Royal Caribbean beat first-quarter expectations and raised its 2026 adjusted EPS guidance to $17.10-$17.50, despite citing higher fuel costs and geopolitical disruptions to some itineraries. The update was partly offset by lower non-fuel costs and share repurchases, and the stock rose about 7.5% on the news.

Analysis

RCL’s print is less about one quarter and more about the market pricing a still-durable margin reset: if management can absorb higher input and itinerary disruption while lifting guide, the core demand curve is strong enough to keep pricing power intact through at least the next booking cycle. The second-order winner is the leisure complex broadly, because higher cruise yield tends to validate premium travel demand rather than just one-off management execution; that can support hotel, airline, and booking-platform sentiment when investors look through macro noise.
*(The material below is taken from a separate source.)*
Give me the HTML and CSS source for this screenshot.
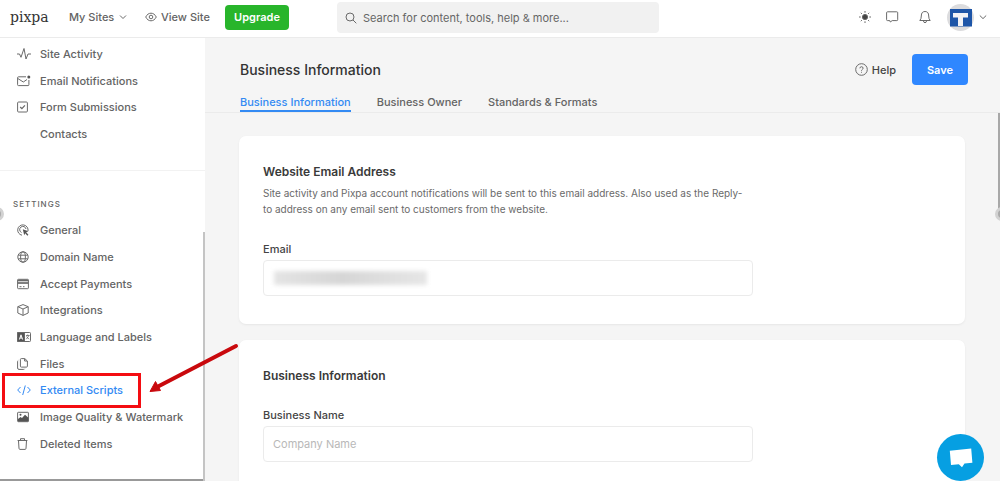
FILE: index.html
```
<!DOCTYPE html>
<html lang="en">
<head>
<meta charset="utf-8">
<meta name="viewport" content="width=device-width, initial-scale=1">
<title>Business Information</title>
<link rel="stylesheet" href="styles.css">
</head>
<body>
<header class="topbar">
  <div class="topbar-left">
    <a class="logo" href="#">pixpa</a>
    <button class="link-btn sites" type="button">My Sites
      <svg class="chev" viewBox="0 0 8 8"><path d="M1 2.5 4 5.5 7 2.5"/></svg>
    </button>
    <a class="link-btn view" href="#">
      <svg class="eye" viewBox="0 0 12 10"><path d="M.7 5C2 2.500 3.800 1.200 6 1.200S10 2.500 11.300 5C10 7.500 8.200 8.800 6 8.800S2 7.500.700 5Z"/><circle cx="6" cy="5" r="1.800"/></svg>
      View Site</a>
    <button class="upgrade" type="button">Upgrade</button>
  </div>
  <label class="search">
    <svg viewBox="0 0 12 12"><circle cx="5" cy="5" r="4"/><path d="m8 8 3.300 3.300"/></svg>
    <input type="search" placeholder="Search for content, tools, help &amp; more..." aria-label="Search">
  </label>
  <div class="topbar-right">
    <button class="icon-btn" type="button" aria-label="Theme">
      <svg viewBox="0 0 14 14"><circle cx="7" cy="7" r="2.600" fill="#444"/><path d="M7 1v1.700M7 11.300V13M1 7h1.700M11.300 7H13M2.800 2.800l1.100 1.100M10.100 10.100l1.100 1.100M2.800 11.200l1.100-1.100M10.100 3.900l1.100-1.100"/></svg>
    </button>
    <button class="icon-btn" type="button" aria-label="Messages">
      <svg viewBox="0 0 14 14"><path d="M2.500 1.800h9.300q.900 0 .900.900v7q0 .900-.900.900H7.200L5.300 12 4.800 10.600H2.500q-.900 0-.900-.900v-7q0-.900.900-.900Z"/></svg>
    </button>
    <button class="icon-btn bell" type="button" aria-label="Alerts">
      <svg viewBox="0 0 14 14"><path d="M1.800 10.500q1.500-1.500 1.500-4.500 0-4.500 3.700-4.500T10.700 6q0 3 1.500 4.500ZM5.500 11q.200 1.700 1.500 1.700T8.500 11"/></svg>
    </button>
    <button class="account" type="button" aria-label="Account">
      <svg class="avatar" viewBox="0 0 27 27"><circle cx="13.500" cy="13.500" r="13.500" fill="#dcdcde"/><path d="M3 5h22v17.500H3z" fill="#1d55a8"/><path d="M6 9h15v4.500h-5V22h-5v-8.500H6Z" fill="#f1f2f6"/></svg>
      <svg class="chev" viewBox="0 0 8 8"><path d="M.800 2.500 4 5.600 7.200 2.500"/></svg>
    </button>
  </div>
</header>

<div class="body">
  <nav class="sidebar">
    <ul class="menu menu-top">
      <li><a href="#"><svg viewBox="0 0 14 12"><path d="M0 6h2.500l1.500 3.300L7 .500l2 10.500 2-5h3"/></svg>Site Activity</a></li>
      <li><a href="#"><svg viewBox="0 0 14 12"><path d="M9 1.800H1.500Q.600 1.800.600 2.700v7q0 .900.900.900h9.500q.900 0 .900-.900V5M.800 3.500 6.300 7 10 4.500"/><circle cx="11.800" cy="2" r="1.500" fill="#555" stroke="none"/></svg>Email Notifications</a></li>
      <li><a href="#"><svg viewBox="0 0 14 12"><rect x=".600" y="1" width="9.800" height="10" rx="1"/><path d="m3.200 6 1.700 1.600 3-3.200" stroke-width="1.300"/></svg>Form Submissions</a></li>
      <li><a href="#"><svg viewBox="0 0 14 12"></svg>Contacts</a></li>
    </ul>
    <h2 class="group">SETTINGS</h2>
    <ul class="menu menu-settings">
      <li><a href="#"><svg viewBox="0 0 14 12"><path d="M5 11.200A5.200 5.200 0 1 1 11 7M4.500 8.500A3.200 3.200 0 1 1 9 5"/><path d="m5.800 5.300 5.600 2-2.200 1 2.200 2.400-1 1-2.200-2.400-1 2Z" fill="#555" stroke="none"/></svg>General</a></li>
      <li><a href="#"><svg viewBox="0 0 14 12"><circle cx="6" cy="6" r="5.200"/><ellipse cx="6" cy="6" rx="2.400" ry="5.200"/><path d="M1.300 4.200h9.400M1.300 7.800h9.400"/></svg>Domain Name</a></li>
      <li><a href="#"><svg viewBox="0 0 14 12"><rect x=".600" y="1.300" width="10.800" height="9.400" rx=".800"/><path d="M.600 2.500h10.800" stroke-width="1.600"/><path d="M.600 5h10.800" stroke-width="1.700"/><path d="M2.500 8.700h2M6 8.700h1.500"/></svg>Accept Payments</a></li>
      <li><a href="#"><svg viewBox="0 0 14 12"><path d="M6 .600 11.200 2.700V9L6 11.400.800 9V2.700ZM.800 2.700 6 5l5.200-2.300M6 5v6.400"/></svg>Integrations</a></li>
      <li><a href="#"><svg viewBox="0 0 14 12"><rect x=".500" y="1.500" width="13" height="9" rx=".800"/><path d="M.500 1.500h7v9h-7z" fill="#555"/><path d="M2.400 8.500 4 3.800l1.600 4.700M3 7h2" stroke="#fff"/><path d="M9 4.500h3.500M10.700 3.500v1M12 4.500 9.300 8.200M9.500 5.500l2.500 2.700" stroke-width=".800"/></svg>Language and Labels</a></li>
      <li><a href="#"><svg viewBox="0 0 14 12"><path d="M4.300.600h3.500L10.400 3v5.200q0 .900-.900.900H4.300q-.900 0-.900-.900V1.500q0-.900.900-.900ZM7.600.800V3h2.600M1.200 2.500q-.600.300-.600 1V10q0 1.400 1.400 1.400h4.500q.900 0 1.200-.600"/></svg>Files</a></li>
      <li class="current"><a href="#" aria-current="page"><svg viewBox="0 0 14 12"><path d="M3.500 3 .700 6l2.800 3M10.500 3l2.800 3-2.800 3M8.300 1.500l-2.600 9.500"/></svg>External Scripts</a><span class="marker"></span></li>
      <li><a href="#"><svg viewBox="0 0 14 12"><rect x=".600" y="1.300" width="10.800" height="9.400" rx=".600"/><path d="M1 10V8l2.500-2L5 7l3-3.200 3.400 3V10.500H1Z" fill="#555" stroke="none"/><circle cx="3.500" cy="3.800" r="1" fill="#555" stroke="none"/></svg>Image Quality &amp; Watermark</a></li>
      <li><a href="#"><svg viewBox="0 0 14 12"><path d="M.600 2.500h9.800M3.500 2.400V.700h4v1.700M1.500 2.700 2 10.400q.100 1 1 1h5q.900 0 1-1l.500-7.700"/></svg>Deleted Items</a></li>
    </ul>
    <span class="side-thumb"></span>
  </nav>

  <main class="main">
    <div class="page-head">
      <h1>Business Information</h1>
      <div class="actions">
        <a class="help" href="#"><svg viewBox="0 0 13 13"><circle cx="6.500" cy="6.500" r="5.800"/><path d="M4.900 5.300Q5 3.700 6.500 3.700T8.100 5.200Q8.100 6 7.200 6.500 6.500 6.900 6.500 7.700M6.500 8.800v.900"/></svg>Help</a>
        <button class="save" type="button">Save</button>
      </div>
    </div>
    <div class="tabs">
      <a class="active" href="#">Business Information</a>
      <a href="#">Business Owner</a>
      <a href="#">Standards &amp; Formats</a>
    </div>
    <div class="cards">
      <section class="card">
        <h2>Website Email Address</h2>
        <p>Site activity and Pixpa account notifications will be sent to this email address. Also used as the Reply-to address on any email sent to customers from the website.</p>
        <label for="email">Email</label>
        <div class="field">
          <input id="email" type="email">
          <span class="redacted"></span>
        </div>
      </section>
      <section class="card">
        <h2>Business Information</h2>
        <label for="company">Business Name</label>
        <div class="field"><input id="company" type="text" placeholder="Company Name"></div>
      </section>
    </div>
  </main>
</div>

<svg class="arrow" viewBox="0 0 90 52"><path d="M87 3 10 43" stroke="#c9090d" stroke-width="4" stroke-linecap="round"/><path d="M1 48.500 6.500 38.500l5 9Z" fill="#c9090d" stroke="#c9090d"/></svg>
<span class="page-thumb"></span>
<span class="handle handle-left"></span>
<span class="handle handle-right"></span>
<button class="chat" type="button" aria-label="Chat"><svg viewBox="0 0 24 20"><path d="M.800 2.800 22.200.500 23.400 14.800 15.500 15.600 13 19.300 9.800 16.200 2 17Z" fill="#fff"/></svg></button>
</body>
</html>
```

FILE: styles.css
```
* {
  box-sizing: border-box;
}

body {
  margin: 0;
  height: 100vh;
  display: flex;
  flex-direction: column;
  overflow: hidden;
  background: #f5f5f5;
  color: #646464;
  font-family: Inter, "Liberation Sans", sans-serif;
  font-size: 11px;
  font-weight: 500;
}

a {
  color: inherit;
  text-decoration: none;
}

button,
input {
  font: inherit;
  color: inherit;
  margin: 0;
}

button {
  border: 0;
  padding: 0;
  background: none;
}

h1,
h2,
p,
ul {
  margin: 0;
  padding: 0;
  font-weight: 500;
}

svg {
  display: block;
  flex: none;
  fill: none;
  stroke: #6a6a6a;
  stroke-width: 1;
}

/* Top bar */
.topbar {
  flex: none;
  display: grid;
  grid-template-columns: 337px minmax(0, 322px) 1fr;
  height: 38px;
  padding-bottom: 3px;
  background: #fff;
  border-bottom: 1px solid #ebebeb;
}

.topbar-left {
  display: flex;
  align-items: center;
  padding-left: 10px;
}

.logo {
  width: 59px;
  color: #333;
  font: 14px "DejaVu Serif", serif;
}

.link-btn {
  display: flex;
  align-items: center;
  gap: 5px;
}

.sites {
  width: 76px;
}

.eye {
  width: 12px;
  height: 10px;
}

.chev {
  width: 8px;
  height: 8px;
}

.view {
  width: 80px;
  gap: 4px;
}

.upgrade {
  width: 64px;
  height: 25px;
  border-radius: 4px;
  background: #28b52b;
  color: #fff;
  font-weight: 600;
}

.search {
  display: flex;
  align-items: center;
  gap: 6px;
  height: 31px;
  margin-top: 2px;
  padding: 0 8px;
  border-radius: 4px;
  background: #f1f1f1;
}

.search svg {
  width: 12px;
  height: 12px;
}

.search input {
  flex: 1;
  min-width: 0;
  padding: 0;
  border: 0;
  outline: 0;
  background: none;
  font-weight: 400;
}

.search input::placeholder {
  color: #666;
}

.topbar-right {
  display: flex;
  align-items: center;
  justify-content: flex-end;
  padding-right: 13px;
  gap: 13px;
}

.icon-btn svg {
  width: 14px;
  height: 14px;
}

.bell {
  margin-left: 6px;
}

.account {
  display: flex;
  align-items: center;
  gap: 5px;
  margin-left: 2px;
}

.avatar {
  width: 27px;
  height: 27px;
  stroke: none;
}

/* Sidebar */
.body {
  flex: 1;
  min-height: 0;
  display: flex;
}

.sidebar {
  position: relative;
  flex: none;
  display: flex;
  flex-direction: column;
  width: 205px;
  padding: 3px 0 24px;
  background: #fff;
  box-shadow: inset 0 -2px #999;
}

.menu {
  display: grid;
  grid-auto-rows: 1fr;
  list-style: none;
}

.menu-top {
  flex: none;
  height: 106px;
}

.menu-settings {
  flex: 1;
}

.menu li {
  position: relative;
  display: grid;
}

.menu a {
  display: flex;
  align-items: center;
  gap: 9px;
  padding-left: 17px;
}

.menu svg {
  width: 14px;
  height: 12px;
}

.current {
  color: #338af3;
}

.current svg {
  stroke: #338af3;
}

.marker {
  position: absolute;
  inset: -4px 64px -4px 2px;
  border: 3px solid #f40d12;
}

.group {
  margin-top: 23px;
  padding: 27px 13px 6px;
  border-top: 1px solid #f2f2f2;
  font-size: 8px;
  line-height: 13px;
  letter-spacing: 1px;
}

.side-thumb {
  position: absolute;
  top: 194px;
  right: 0;
  bottom: 0;
  width: 2px;
  background: #c4c4c4;
}

/* Main */
.main {
  flex: 1;
  min-width: 0;
  display: flex;
  flex-direction: column;
}

.page-head {
  display: flex;
  align-items: center;
  justify-content: space-between;
  padding: 16px 32px 0 35px;
}

h1 {
  color: #333;
  font-size: 14px;
}

.actions,
.help {
  display: flex;
  align-items: center;
}

.actions {
  gap: 16px;
}

.help {
  gap: 4px;
  color: #444;
}

.help svg {
  width: 13px;
  height: 13px;
}

.save {
  width: 56px;
  height: 31px;
  border-radius: 4px;
  background: #2f87ff;
  color: #fff;
  font-weight: 600;
}

.tabs {
  flex: none;
  display: flex;
  gap: 26px;
  height: 28px;
  padding: 0 35px;
  border-bottom: 1px solid #ebebeb;
}

.tabs a {
  padding-top: 9px;
  line-height: 16px;
}

.tabs .active {
  color: #338af3;
  border-bottom: 2px solid #338af3;
}

.cards {
  flex: 1;
  min-height: 0;
  display: flex;
  flex-direction: column;
  gap: 16px;
  padding: 23px 35px 0 34px;
  overflow: hidden;
}

.card {
  flex: none;
  padding: 26px 24px 28px;
  border-radius: 7px;
  background: #fff;
  box-shadow: 0 1px 2px #e6e6e6;
}

.card h2 {
  color: #3a3a3a;
  font-size: 12px;
  font-weight: 600;
  line-height: 19px;
}

.card p {
  max-width: 484px;
  margin-top: 4px;
  padding-bottom: 2px;
  color: #6a6a6a;
  font-size: 10px;
  font-weight: 400;
  line-height: 16px;
}

.card label {
  display: block;
  margin: 22px 0 3px;
  color: #444;
  line-height: 16px;
}

.field {
  position: relative;
  max-width: 490px;
}

.field input {
  display: block;
  width: 100%;
  height: 36px;
  padding: 0 9px;
  border: 1px solid #ebebeb;
  border-radius: 4px;
  background: #fff;
  font-weight: 400;
}

.field input::placeholder {
  color: #b8b8b8;
}

.redacted {
  position: absolute;
  top: 11px;
  left: 11px;
  width: 153px;
  height: 14px;
  background: linear-gradient(90deg, #e4e4e4, #d6d6d6 45%, #dedede 70%, #e6e6e6);
  filter: blur(2px);
}

/* Overlays */
.arrow {
  position: absolute;
  top: 343px;
  left: 149px;
  width: 90px;
  height: 52px;
}

.page-thumb {
  position: absolute;
  top: 113px;
  right: 0;
  width: 2px;
  height: 100px;
  background: #a8a8a8;
}

.handle {
  position: absolute;
  top: 207px;
  width: 14px;
  height: 14px;
  border: 3px solid #d2d2d2;
  border-radius: 50%;
  background: #aaa;
}

.handle-left {
  left: -10px;
}

.handle-right {
  right: -9px;
}

.chat {
  position: absolute;
  right: 16px;
  bottom: 0;
  display: grid;
  place-items: center;
  width: 47px;
  height: 47px;
  border-radius: 50%;
  background: #069fe2;
}

.chat svg {
  width: 24px;
  height: 20px;
  stroke: none;
}
```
The bigger competitive implication is not demand share but capacity discipline. If fuel and geopolitics are pressuring certain sailings, weaker operators with less flexible route planning or more exposed fuel hedging may be forced to discount to fill ships, which would widen the gap between best-in-class cruise operators and the rest of the sector over the next 1-2 quarters. Capital returns matter here: buybacks amplify EPS resilience, so the stock can keep re-rating even if operating leverage is flatter than headline guidance suggests. The main risk is that the market extrapolates too much from a guidance raise that may be partly financial engineering rather than pure operating improvement. If fuel stays elevated and itinerary mix remains disrupted into summer, consensus could shift from ‘beat-and-raise’ to ‘high-quality but capped growth,’ especially if broader consumer travel demand softens after peak booking season. The move looks directionally justified, but in our view it is better suited for relative value than outright chasing after a one-day gap. Contrarian angle: the market may be underestimating how much of the upside is already pulled forward by repurchases and premium pricing, meaning the next leg higher likely requires evidence that yields can stay elevated without incremental discounting. If that proof does not arrive within 1-2 quarters, the stock can give back a meaningful portion of today’s move despite decent fundamentals.